If we're all paying, let's get healthy
For many people, the health care legislation will be a very good thing. I have my own pre-existing condition - three kidney transplants - and the only way I could get insurance was if I was employed at a very large company. However, if we are all to chip in for the new health care, some things need to change. As a former cashier at Wal-Mart, I have cringed every time a person uses their Electronic Benefit Transfer card, formerly known as food stamps, particularly when items such as ice cream, cookies, fudge, candy, cupcakes, pies, brownies, Cokes, etc., are purchased. These kinds of eating habits are ludicrous when considering I am now responsible for your health care. I believe it was the intention to insure that those who truly needed the benefit of EBT when times are tough would use it for nourishing, healthy sustenance. In the interest of keeping one another healthy, EBT reform must begin immediately.

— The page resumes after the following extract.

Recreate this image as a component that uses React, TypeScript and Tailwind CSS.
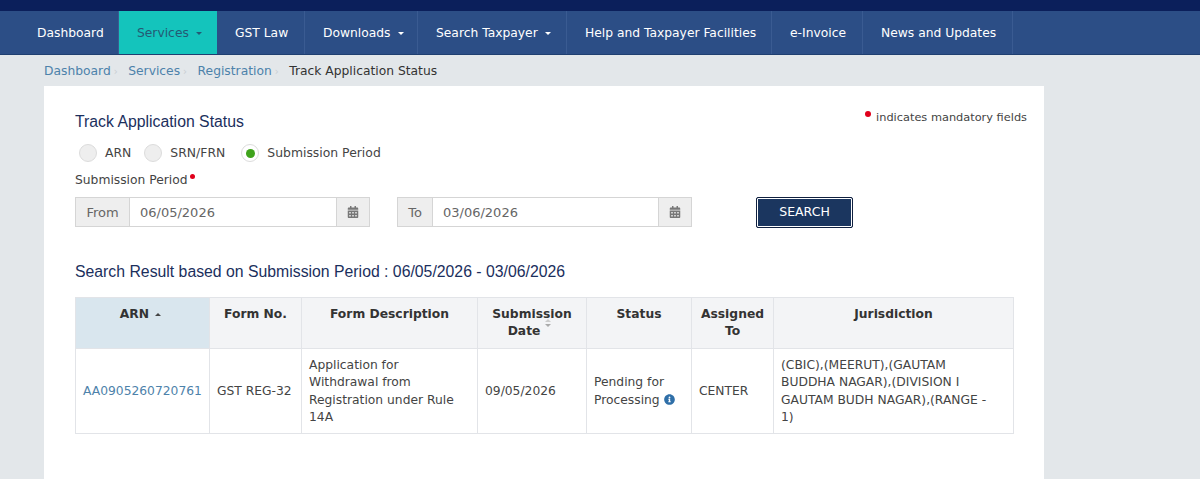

Animal cruelty hardly overstated
Re "Courts wage battle on animal cruelty," March 25 article:
Wayne Brennessel, executive director of the Humane Society for the Prevention of Cruelty to Animals in Columbia, is a quoted as saying "animal cruelty is a major problem but not at the level people think." How's that for an oxymoron?
Look at the pictures, read the stories of the individual animals. If only we could/would ask the animals being neglected or lit on fire how they felt about the level of animal cruelty.